Layton City is still my only City that used heavy rail as part of the commuter transit system. All my other cities either use a combination of subway and elevated light rail, trams and/or busses with heavy rail relegated to inter-city movements.
Consequently there are four heavy rail lines that run either around or through Layton City all of which pass through the City Central Interchange in the City Centre. The four Lines are:
Layton Metro #1 and #2: this is the circular line that around the City in either a clockwise or anti clockwise motion. The Line colours are yellow or white
Onehunga Line: This line runs from Olive Park in the South and runs north through the middle of the City before coming to its major interchange in Onehunga. The Line continues and joins Metro Lines #1 and #2 at Beech District before terminating at Onehunga Central. The Line colour is blue
Manukau to Airport Line (that is Layton City International Airport). This Line starts at Manukau Interchange and follows Metro Lines #1 and #2 north until after the East-West Canal where the Line turns right linking up with the Space Elevator, Stadium Park, City Central and finally terminating at the Airport.
I will post the other Lines later on. But today Metro Line #2 (City Central to Manukau and back around to City Central going in a clockwise direction if looking from the south:
The release of the Mass Transit DLC caused a few hiccups for my establish Cities in Cities Skylines. While I got San Solarian City fixed up quickly my flagship Layton City was more troublesome.
The problem was two-fold:
Old subway stations needed replacing
An array issue meant the game stalled
Replacing the subway stations (and for that matter having to redraw a heavy rail route) was slow but easier of the two tasks. The array issue (mechanics were beyond the capability of the simulation engine) was something else as the issue could only be “fixed” when the simulation pause.
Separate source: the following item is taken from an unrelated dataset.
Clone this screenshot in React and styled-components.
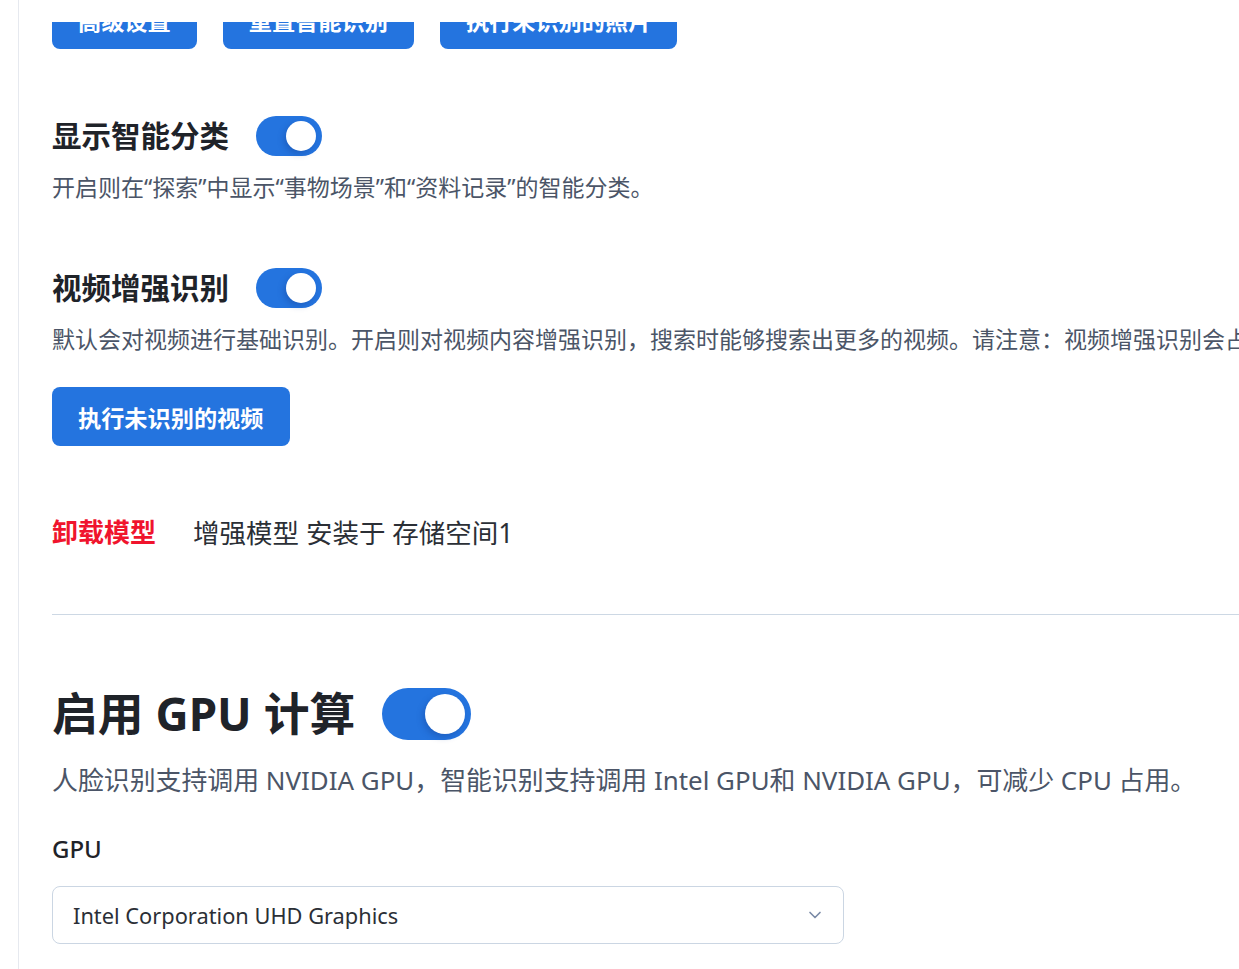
import React from "react";
import styled, { createGlobalStyle } from "styled-components";
import { ChevronDown } from "lucide-react";

const GlobalStyle = createGlobalStyle`
  html, body { margin: 0; padding: 0; background: #ffffff; overflow: hidden; }
  body { font-family: "Noto Sans", "Noto Sans CJK SC", sans-serif; color: #1f2329; }
  * { box-sizing: border-box; }
`;

const Frame = styled.div`
  display: flex;
  height: 100vh;
  width: 100vw;
`;

const Gutter = styled.div`
  width: 19px;
  flex: none;
  border-right: 1px solid #e6e9ef;
`;

const Main = styled.main`
  flex: 1;
  min-width: 0;
  overflow: hidden;
  display: flex;
  flex-direction: column;
`;

const TopBar = styled.div`
  height: 22px;
  flex: none;
  background: #ffffff;
  position: relative;
  z-index: 2;
`;

const Content = styled.div`
  margin-top: -32px;
  padding-left: 33px;
  display: flex;
  flex-direction: column;
  align-items: flex-start;
`;

const ButtonRow = styled.div`
  display: flex;
  gap: 26px;
`;

const PrimaryButton = styled.button`
  height: 59px;
  padding: 0 26px;
  border: none;
  border-radius: 8px;
  background: #2474df;
  color: #ffffff;
  font-family: inherit;
  font-size: 23.2px;
  font-weight: 700;
  white-space: nowrap;
  cursor: pointer;
  margin-top: ${(p) => p.$mt || 0}px;
`;

const SettingRow = styled.div`
  display: flex;
  align-items: center;
  gap: 27px;
  height: ${(p) => (p.$big ? 52 : 40)}px;
  margin-top: ${(p) => p.$mt}px;
`;

const Heading = styled.h2`
  margin: 0;
  font-size: ${(p) => (p.$big ? 45.8 : 29.5)}px;
  font-weight: 700;
  color: #1f2329;
  white-space: nowrap;
  line-height: 1;
`;

const Track = styled.div`
  position: relative;
  flex: none;
  width: ${(p) => (p.$big ? 89 : 66)}px;
  height: ${(p) => (p.$big ? 52 : 40)}px;
  border-radius: 999px;
  background: #2474df;
`;

const Knob = styled.span`
  position: absolute;
  top: 50%;
  right: 6px;
  width: ${(p) => (p.$big ? 40 : 30)}px;
  height: ${(p) => (p.$big ? 40 : 30)}px;
  transform: translateY(-50%);
  border-radius: 50%;
  background: #ffffff;
  box-shadow: -2px 3px 6px rgba(20, 60, 140, 0.35);
`;

const Desc = styled.p`
  margin: ${(p) => p.$mt}px 0 0;
  font-size: ${(p) => (p.$big ? 25.9 : 23)}px;
  line-height: ${(p) => (p.$big ? 36 : 32)}px;
  color: #4b5567;
  white-space: nowrap;
`;

const ModelRow = styled.div`
  display: flex;
  align-items: center;
  gap: 37px;
  margin-top: 69px;
  height: 32px;
  white-space: nowrap;
`;

const DangerLink = styled.span`
  font-size: 26px;
  font-weight: 700;
  color: #f0142d;
  cursor: pointer;
`;

const ModelInfo = styled.span`
  font-size: 26.5px;
  color: #2b2f36;
`;

const Divider = styled.hr`
  align-self: stretch;
  margin: 67px 0 0;
  border: none;
  border-top: 1px solid #cdd8e4;
  width: 100%;
`;

const FieldLabel = styled.label`
  margin-top: 35px;
  font-size: 24px;
  line-height: 32px;
  font-weight: 500;
  color: #1f2329;
`;

const Select = styled.div`
  margin-top: 21px;
  width: 792px;
  height: 58px;
  border: 1px solid #cbd6e3;
  border-radius: 8px;
  display: flex;
  align-items: center;
  justify-content: space-between;
  padding: 0 18px 0 20px;
  font-size: 21.8px;
  color: #2b2f36;
  background: #ffffff;
`;

function Toggle({ big }) {
  return (
    <Track $big={big}>
      <Knob $big={big} />
    </Track>
  );
}

export default function App() {
  return (
    <>
      <GlobalStyle />
      <Frame>
        <Gutter />
        <Main>
          <TopBar />
          <Content>
            <ButtonRow>
              <PrimaryButton>高级设置</PrimaryButton>
              <PrimaryButton>重置智能识别</PrimaryButton>
              <PrimaryButton>执行未识别的照片</PrimaryButton>
            </ButtonRow>

            <SettingRow $mt={67}>
              <Heading>显示智能分类</Heading>
              <Toggle />
            </SettingRow>
            <Desc $mt={15}>开启则在“探索”中显示“事物场景”和“资料记录”的智能分类。</Desc>

            <SettingRow $mt={65}>
              <Heading>视频增强识别</Heading>
              <Toggle />
            </SettingRow>
            <Desc $mt={15}>
              默认会对视频进行基础识别。开启则对视频内容增强识别，搜索时能够搜索出更多的视频。请注意：视频增强识别会占用较多的系统资源。
            </Desc>
            <PrimaryButton $mt={32}>执行未识别的视频</PrimaryButton>

            <ModelRow>
              <DangerLink>卸载模型</DangerLink>
              <ModelInfo>增强模型 安装于 存储空间1</ModelInfo>
            </ModelRow>

            <Divider />

            <SettingRow $big $mt={73}>
              <Heading $big>启用 GPU 计算</Heading>
              <Toggle big />
            </SettingRow>
            <Desc $big $mt={22}>
              人脸识别支持调用 NVIDIA GPU，智能识别支持调用 Intel GPU和 NVIDIA GPU，可减少 CPU 占用。
            </Desc>

            <FieldLabel>GPU</FieldLabel>
            <Select>
              <span>Intel Corporation UHD Graphics</span>
              <ChevronDown size={20} color="#7a8aa6" strokeWidth={2} />
            </Select>
          </Content>
        </Main>
      </Frame>
    </>
  );
}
That said after some checking on the Forums it was a simple case of “CLEAR TRAFFIC” which clears the traffic off the roads and starts the simulation again from that point. Given it was a Saturday (industry is offline) it was easier to have the reset done.
And from there Layton City is working again and I am reminded I have to fix up the bus and tram routes cause it looks worse than Auckland right now…..
So here is some aerial shots of Layton City in the day and night:
And the night shots:
Good to have the City back. Not so fun going to sort the routes all out when the Transport Lines Manager is poked!
Power is a serious business for a large city such as Layton City. Placement of power plants also matters too as the tsunami saga showed when the City Centre was “cleaned” but the power plants were missed. In Layton City nearly two-thirds of its power is produced by non-Green House Gas emitting power plants with nuclear taking the lead.
Unfortunately a quirk in the game means you need incinerators for rubbish as your landfills do fill up and need to be emptied some how. However, and rather fortunately the main Layton City recycling plant recycles about 50% of the City’s trash lessening the need for incinerators. That said those incinerators still produce 17% of the City’s power so at least not all is lost.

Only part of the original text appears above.